|M. Pawan Kumar|
SMOOTH LOSS FUNCTIONS FOR DEEP TOP-K CLASSIFICATION
L. Berrada, A. Zisserman and M. Pawan Kumar
In Proceedings of International Conference on Learning Representations (ICLR), 2018
The top-k error is a common measure of performance in machine learning and computer vision. In practice, top-k classification is typically performed with deep neural networks trained with the cross-entropy loss. Theoretical results indeed suggest that cross-entropy is an optimal learning objective for such a task in the limit of infinite data. In the context of limited and noisy data however, the use of a loss function that is specifically designed for top-k classification can bring significant improvements. Our empirical evidence suggests that the loss function must be smooth and have non-sparse gradients in order to work well with deep neural networks. Consequently, we introduce a family of smoothed loss functions that are suited to top-k optimization via deep learning. The widely used cross-entropy is a special case of our family.

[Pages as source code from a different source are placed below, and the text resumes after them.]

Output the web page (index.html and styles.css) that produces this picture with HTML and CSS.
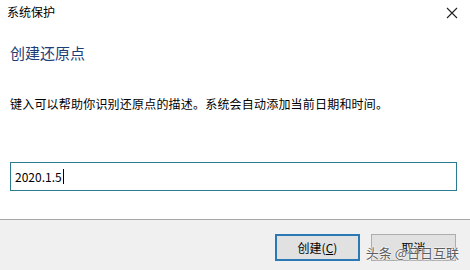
FILE: index.html
```html
<!DOCTYPE html>
<html lang="zh-CN">
<head>
  <meta charset="utf-8">
  <title>系统保护</title>
  <link rel="stylesheet" href="styles.css">
</head>
<body>
  <div class="dialog">
    <div class="titlebar">
      <span class="title">系统保护</span>
      <span class="close">
        <svg width="12" height="12" viewBox="0 0 12 12"><path d="M1 1L11 11M11 1L1 11" stroke="#222" stroke-width="1.1"/></svg>
      </span>
    </div>
    <div class="content">
      <h1>创建还原点</h1>
      <p class="desc">键入可以帮助你识别还原点的描述。系统会自动添加当前日期和时间。</p>
      <div class="field"><span class="value">2020.1.5</span><span class="caret"></span></div>
    </div>
    <div class="footer">
      <button class="btn primary">创建(<u>C</u>)</button>
      <button class="btn">取消</button>
      <span class="watermark">头条 @日日互联</span>
    </div>
  </div>
</body>
</html>
```

FILE: styles.css
```css
html, body {
  margin: 0;
  background: #fff;
}
body {
  font-family: "Microsoft YaHei", "Noto Sans CJK SC", sans-serif;
  font-size: 12px;
  color: #000;
}
.dialog {
  width: 470px;
  height: 270px;
  display: flex;
  flex-direction: column;
  position: relative;
}
.titlebar {
  height: 26px;
  display: flex;
  align-items: center;
  justify-content: space-between;
  padding: 0 12px 0 7px;
}
.title {
  font-size: 12px;
  line-height: 14px;
  margin-top: -2px;
}
.close {
  display: flex;
}
.content {
  flex: 1;
  padding: 0 10px;
}
.content h1 {
  margin: 17px 0 0;
  font-size: 15px;
  font-weight: normal;
  color: #1e3c78;
  line-height: 20px;
}
.desc {
  margin: 33px 0 0;
  line-height: 16px;
  letter-spacing: 0.2px;
}
.field {
  margin-top: 50px;
  width: 447px;
  height: 29px;
  box-sizing: border-box;
  border: 1px solid #2c7a90;
  display: flex;
  align-items: center;
  padding-left: 4px;
}
.caret {
  width: 1px;
  height: 15px;
  background: #000;
  margin-left: 1px;
}
.footer {
  height: 51px;
  background: #f0f0f0;
  border-top: 1px solid #a7a7a7;
  display: flex;
  justify-content: flex-end;
  align-items: flex-start;
  gap: 11px;
  padding: 14px 14px 0 0;
  box-sizing: border-box;
  position: relative;
}
.btn {
  width: 85px;
  height: 27px;
  background: #e1e1e1;
  border: 1px solid #adadad;
  font-family: inherit;
  font-size: 12px;
  color: #000;
  padding: 0;
}
.btn.primary {
  border: 2px solid #2a78b4;
}
.watermark {
  position: absolute;
  right: 11px;
  top: 24px;
  font-size: 13px;
  line-height: 17px;
  color: #5e5e5e;
  text-shadow: 0 0 2px #fff, 0 0 2px #fff, 0 0 1px #fff;
}
```
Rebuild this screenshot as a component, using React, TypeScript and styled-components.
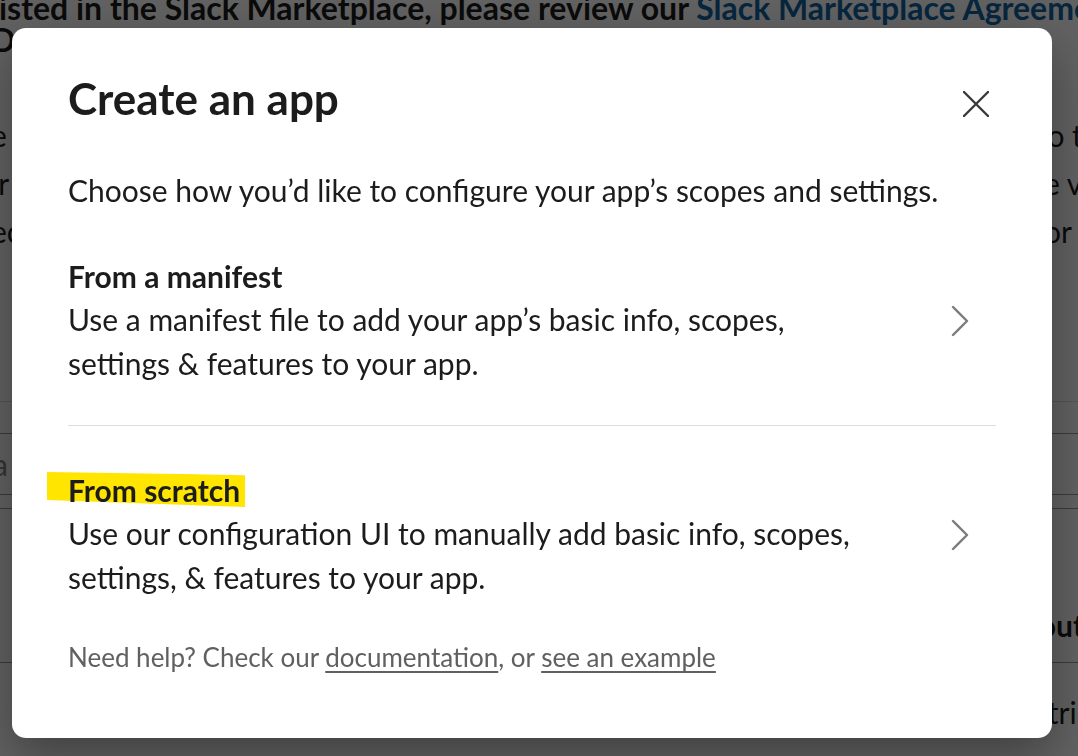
import { createGlobalStyle, styled } from "styled-components";

const GlobalStyle = createGlobalStyle`
  html, body {
    margin: 0;
    padding: 0;
    height: 100%;
    overflow: hidden;
    background: #ffffff;
  }
  body {
    font-family: Lato, "Noto Sans", sans-serif;
    color: #1d1c1d;
  }
`;

type BgRow = { left: string; right: string; split: number };

const bgRows: BgRow[] = [
  { left: "e", right: "into the", split: 1022 },
  { left: "ir", right: "e view", split: 1053 },
  { left: "ec", right: "or", split: 1053 },
];

const ChevronIcon = () => (
  <svg width="18" height="32" viewBox="0 0 18 32" fill="none">
    <path d="M2 2L16 16L2 30" stroke="#7c7c7c" strokeWidth="2.4" strokeLinecap="round" strokeLinejoin="round" />
  </svg>
);

const App = () => {
  return (
    <>
      <GlobalStyle />
      <Page>
        <Lead>
          listed in the Slack Marketplace, please review our <BgLink>Slack Marketplace Agreement,</BgLink>
          <br />
          Developer Policy, API TOS, and Brand Guidelines.
        </Lead>
        <BgPara>
          {bgRows.map((row, i) => (
            <BgLine key={i} $split={row.split}>
              <span>{row.left}</span>
              <span>{row.right}</span>
            </BgLine>
          ))}
        </BgPara>
        <BgRule />
        <BgInput>a</BgInput>
        <BgRule $dark />
        <BgHeading>
          <span />
          <span>About</span>
        </BgHeading>
        <BgRule $dark $gap={19} />
        <BgLine $split={1014} $gap={25}>
          <span />
          <span>Distribution</span>
        </BgLine>
      </Page>

      <Overlay>
        <Modal role="dialog" aria-label="Create an app">
          <Header>
            <Title>Create an app</Title>
            <CloseButton aria-label="Close">
              <svg width="26" height="26" viewBox="0 0 26 26" fill="none">
                <path d="M1 1L25 25M25 1L1 25" stroke="#3b3a3b" strokeWidth="2.4" strokeLinecap="round" />
              </svg>
            </CloseButton>
          </Header>

          <Intro>Choose how you’d like to configure your app’s scopes and settings.</Intro>

          <Options>
            <Option>
              <OptionText>
                <OptionTitle>From a manifest</OptionTitle>
                <OptionDesc>
                  Use a manifest file to add your app’s basic info, scopes, settings &amp; features to your app.
                </OptionDesc>
              </OptionText>
              <ChevronWrap>
                <ChevronIcon />
              </ChevronWrap>
            </Option>
            <Option>
              <OptionText>
                <OptionTitle>
                  <Highlight>From scratch</Highlight>
                </OptionTitle>
                <OptionDesc>
                  Use our configuration UI to manually add basic info, scopes, settings, &amp; features to your app.
                </OptionDesc>
              </OptionText>
              <ChevronWrap>
                <ChevronIcon />
              </ChevronWrap>
            </Option>
          </Options>

          <Footer>
            Need help? Check our <FooterLink>documentation</FooterLink>, or <FooterLink>see an example</FooterLink>
          </Footer>
        </Modal>
      </Overlay>
    </>
  );
};

/* page behind the dialog */

const Page = styled.div`
  width: 1130px;
  margin-left: -9px;
  padding-top: 1px;
  font-size: 30px;
  color: #1d1c1d;
`;

const Lead = styled.div`
  margin-top: -9px;
  font-size: 32px;
  font-weight: 700;
  line-height: 32px;
  white-space: nowrap;
`;

const BgLink = styled.span`
  color: #1264a3;
`;

const BgPara = styled.div`
  margin-top: 55px;
`;

const BgLine = styled.div<{ $split: number; $gap?: number }>`
  display: grid;
  grid-template-columns: ${({ $split }) => $split}px 1fr;
  margin-top: ${({ $gap }) => $gap ?? 0}px;
  line-height: 48px;
  white-space: nowrap;
`;

const BgRule = styled.div<{ $dark?: boolean; $gap?: number }>`
  height: 1px;
  background: ${({ $dark }) => ($dark ? "#9a9a9a" : "#dddddd")};
  margin-top: ${({ $dark, $gap }) => $gap ?? ($dark ? 13 : 146)}px;
`;

const BgInput = styled.div`
  margin-top: 31px;
  height: 60px;
  border-top: 1px solid #9a9a9a;
  border-bottom: 1px solid #9a9a9a;
  line-height: 60px;
  padding-left: 2px;
  color: #868686;
`;

const BgHeading = styled.div`
  display: grid;
  grid-template-columns: 1010px 1fr;
  margin-top: 98px;
  font-weight: 700;
  line-height: 36px;
  white-space: nowrap;
`;

/* dialog */

const Overlay = styled.div`
  position: fixed;
  inset: 0;
  background: rgba(0, 0, 0, 0.62);
  display: flex;
  align-items: flex-start;
  justify-content: flex-start;
  padding: 28px 0 0 12px;
`;

const Modal = styled.div`
  width: 1040px;
  box-sizing: border-box;
  padding: 46px 56px 65px 56px;
  background: #ffffff;
  border-radius: 14px;
  box-shadow: 0 18px 48px rgba(0, 0, 0, 0.35);
`;

const Header = styled.div`
  display: flex;
  justify-content: space-between;
  align-items: flex-start;
`;

const Title = styled.h1`
  margin: 0;
  font-size: 44px;
  line-height: 48px;
  font-weight: 700;
  color: #1d1c1d;
`;

const CloseButton = styled.button`
  display: flex;
  margin: 17px 7px 0 0;
  padding: 0;
  border: none;
  background: none;
  cursor: pointer;
`;

const Intro = styled.p`
  margin: 48px 0 0;
  font-size: 30px;
  line-height: 40px;
`;

const Options = styled.div`
  margin-top: 2px;
  display: flex;
  flex-direction: column;
`;

const Option = styled.div`
  display: flex;
  align-items: center;
  justify-content: space-between;
  padding: 44px 0 40px;
  cursor: pointer;

  & + & {
    border-top: 1px solid #dddddd;
  }
`;

const OptionText = styled.div`
  max-width: 805px;
`;

const OptionTitle = styled.div`
  font-size: 30px;
  line-height: 40px;
  font-weight: 700;
`;

const OptionDesc = styled.div`
  margin-top: 1px;
  font-size: 30px;
  line-height: 44px;
`;

const Highlight = styled.span`
  position: relative;
  display: inline-block;
  z-index: 0;

  &::before {
    content: "";
    position: absolute;
    left: -21px;
    right: -5px;
    top: 2px;
    bottom: 3px;
    background: #ffe500;
    clip-path: polygon(0 0, 100% 9%, 100% 100%, 0 80%);
    z-index: -1;
  }
`;

const ChevronWrap = styled.div`
  display: flex;
  margin-right: 27px;
`;

const Footer = styled.p`
  margin: 2px 0 0;
  font-size: 26px;
  line-height: 32px;
  color: #616061;
`;

const FooterLink = styled.a`
  color: #616061;
  text-decoration: underline;
  text-underline-offset: 4px;
  cursor: pointer;
`;

export default App;
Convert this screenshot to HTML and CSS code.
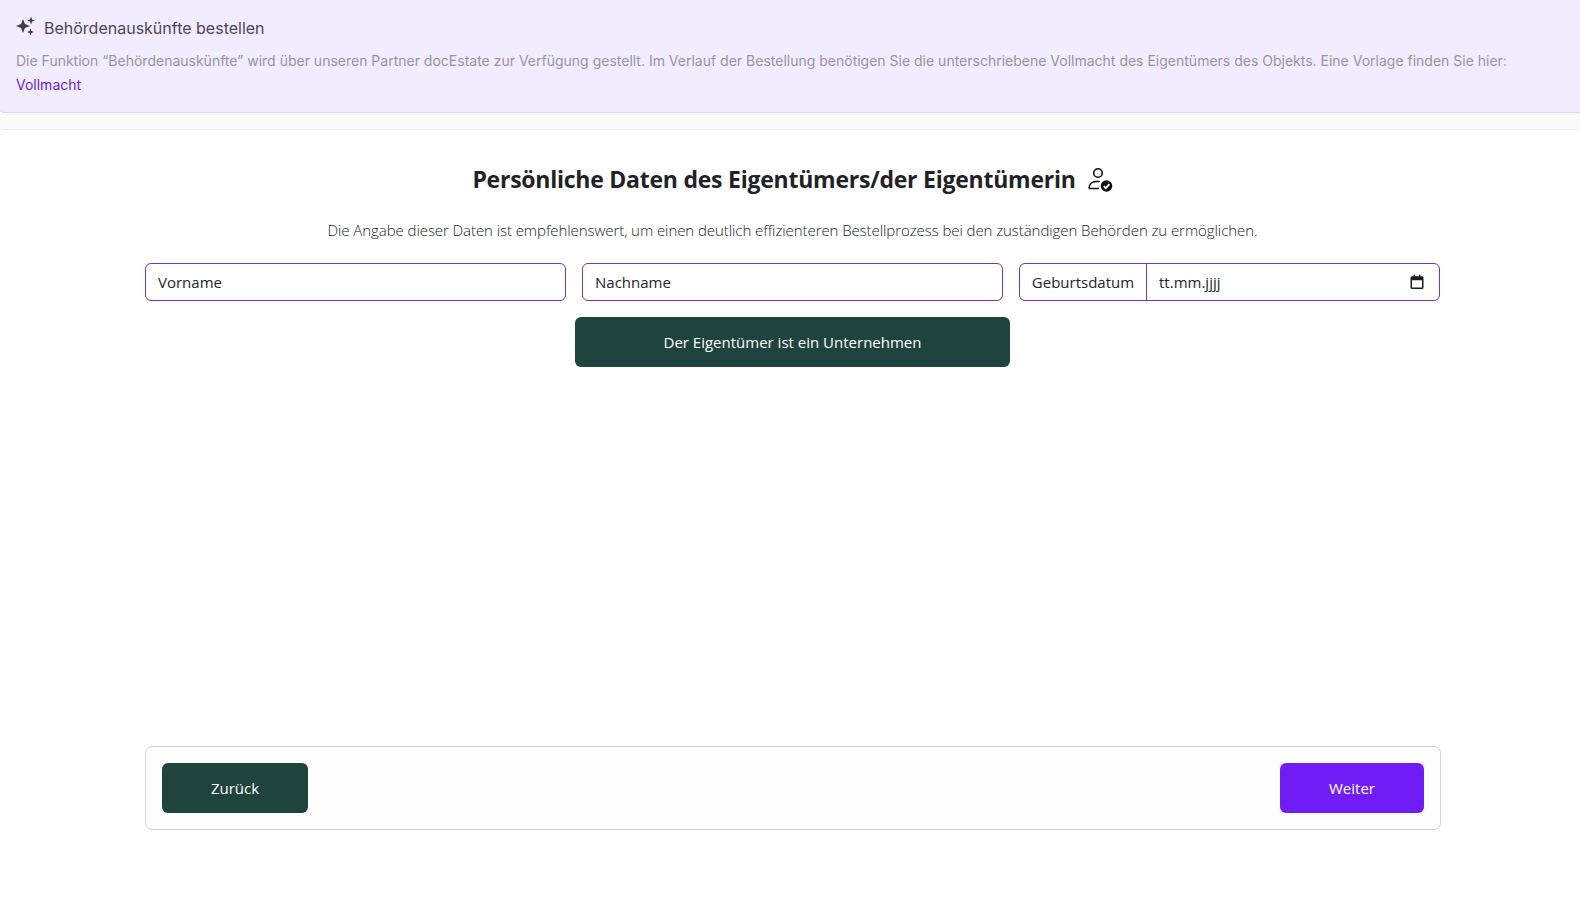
FILE: index.html
```html
<!DOCTYPE html>
<html lang="de">
<head>
<meta charset="utf-8">
<title>Behördenauskünfte bestellen</title>
<link rel="stylesheet" href="styles.css">
</head>
<body>
<section class="banner">
  <div class="banner-title">
    <svg class="sparkle" viewBox="0 0 20 20" width="20" height="20" aria-hidden="true"><path d="M7 3l1.900 5.100L14 10l-5.100 1.900L7 17l-1.900-5.100L0 10l5.100-1.900z"/><path d="M15 .6l1.100 2.800 2.800 1.100-2.800 1.100L15 8.400l-1.100-2.800-2.800-1.100 2.800-1.100z"/><path d="M14.500 12.500l.95 2.550L18 16l-2.550.95-.95 2.550-.95-2.550L11 16l2.550-.95z"/></svg>
    <span>Behördenauskünfte bestellen</span>
  </div>
  <p class="banner-text">Die Funktion “Behördenauskünfte” wird über unseren Partner docEstate zur Verfügung gestellt. Im Verlauf der Bestellung benötigen Sie die unterschriebene Vollmacht des Eigentümers des Objekts. Eine Vorlage finden Sie hier: <a href="#">Vollmacht</a></p>
</section>
<main class="card">
  <h1 class="heading">
    <span>Persönliche Daten des Eigentümers/der Eigentümerin</span>
    <svg class="user-icon" viewBox="0 0 26 26" width="26" height="26" aria-hidden="true">
      <circle class="stroke" cx="11" cy="7" r="4.300"/>
      <path class="stroke" d="M2 22.500c0-4.600 3.200-7 7.500-7h3.500M2 22.500h10"/>
      <circle cx="19.500" cy="20" r="5.800"/>
      <path class="check" d="M16.800 20.200l2 2 3.600-4"/>
    </svg>
  </h1>
  <p class="lead">Die Angabe dieser Daten ist empfehlenswert, um einen deutlich effizienteren Bestellprozess bei den zuständigen Behörden zu ermöglichen.</p>
  <div class="fields">
    <input class="field" type="text" placeholder="Vorname">
    <input class="field" type="text" placeholder="Nachname">
    <div class="date-group">
      <span class="date-label">Geburtsdatum</span>
      <div class="date-value">
        <span>tt.mm.jjjj</span>
        <svg viewBox="0 0 16 16" width="16" height="16" aria-hidden="true"><path d="M3 2.200h1.600V.8h1.500v1.400h3.800V.8h1.500v1.400H13a1.500 1.500 0 0 1 1.500 1.500v9.800A1.500 1.500 0 0 1 13 15H3a1.500 1.500 0 0 1-1.500-1.500V3.700A1.500 1.500 0 0 1 3 2.200zm0 4v7.300h10V6.200z"/></svg>
      </div>
    </div>
  </div>
  <div class="company-row">
    <button class="btn btn-green btn-company" type="button">Der Eigentümer ist ein Unternehmen</button>
  </div>
  <footer class="actions">
    <button class="btn btn-green btn-back" type="button">Zurück</button>
    <button class="btn btn-purple btn-next" type="button">Weiter</button>
  </footer>
</main>
</body>
</html>
```
FILE: styles.css
```css
* { box-sizing: border-box; }
html, body { height: 100%; }
body {
  margin: 0;
  background: #fafaf9;
  font-family: "Open Sans", "Noto Sans", sans-serif;
  color: #212529;
  overflow: hidden;
}
.banner {
  height: 113px;
  padding: 15px 16px 0;
  background: #f1edff;
  border-bottom: 1px solid #d9d5ea;
  border-radius: 0 0 0 4px;
  font-family: Inter, sans-serif;
}
.banner-title {
  display: flex;
  align-items: center;
  gap: 8px;
  height: 26px;
  font-size: 16px;
  color: #4a4658;
}
.sparkle { fill: #3f3b50; margin-top: -4px; }
.banner-text {
  margin: 8px 0 0;
  font-size: 14px;
  line-height: 24px;
  color: #98949f;
}
.banner-text a { color: #6a1fd0; text-decoration: none; }
.card {
  margin-top: 16px;
  height: 777px;
  padding: 29px 0 0 5px;
  background: #fff;
  border-top: 1px solid #ececec;
  border-radius: 4px 0 0 0;
  display: flex;
  flex-direction: column;
  align-items: center;
}
.heading {
  margin: 0;
  height: 40px;
  display: flex;
  align-items: center;
  gap: 11px;
  font-size: 23px;
  font-weight: 700;
  letter-spacing: -0.24px;
  color: #1f2226;
}
.user-icon { fill: #111; }
.user-icon .stroke { fill: none; stroke: #111; stroke-width: 1.6; }
.user-icon .check { fill: none; stroke: #fff; stroke-width: 1.8; }
.lead {
  margin: 19px 0 0;
  font-size: 15px;
  font-weight: 300;
  line-height: 24px;
  letter-spacing: -0.07px;
  color: #212529;
}
.fields {
  margin-top: 21px;
  width: 1295px;
  display: grid;
  grid-template-columns: repeat(3, 1fr);
  gap: 16px;
}
.field, .date-group {
  height: 38px;
  border: 1px solid #6f35b5;
  border-radius: 6px;
  background: #fff;
  font-family: inherit;
  font-size: 15px;
  color: #212529;
}
.field { width: 100%; padding: 0 12px; outline: none; }
.field::placeholder { color: #212529; opacity: 1; }
.date-group { display: flex; align-items: stretch; }
.date-label {
  width: 127px;
  display: flex;
  align-items: center;
  justify-content: center;
  border-right: 1px solid #6f35b5;
}
.date-value {
  flex: 1;
  display: flex;
  align-items: center;
  justify-content: space-between;
  padding: 0 14px 0 12px;
}
.date-value svg { fill: #1c1c1c; }
.company-row { margin-top: 16px; }
.btn {
  height: 50px;
  border: 0;
  border-radius: 6px;
  color: #fff;
  font-family: inherit;
  font-size: 15px;
  display: block;
}
.btn-green { background: #1f443d; }
.btn-purple { background: #6f1cf5; }
.btn-company { width: 435px; }
.actions {
  margin-top: 379px;
  margin-left: 1px;
  width: 1296px;
  height: 84px;
  padding: 16px;
  display: flex;
  justify-content: space-between;
  background: #fdfdfd;
  border: 1px solid #d4d4d4;
  border-radius: 7px;
}
.btn-back { width: 146px; }
.btn-next { width: 144px; }
```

Evaluating our smooth loss functions is computationally challenging: a naı̈ve algorithm would require O( n choose k ) operations, where n is the number of classes. Thanks to a connection to polynomial algebra and a divide-and-conquer approach, we provide an algorithm with a time complexity of O(kn). Furthermore, we present a novel approximation to obtain fast and stable algorithms on GPUs with single floating point precision. We compare the performance of the cross-entropy loss and our margin-based losses in various regimes of noise and data size, for the predominant use case of k = 5. Our investigation reveals that our loss is more robust to noise and overfitting than cross-entropy.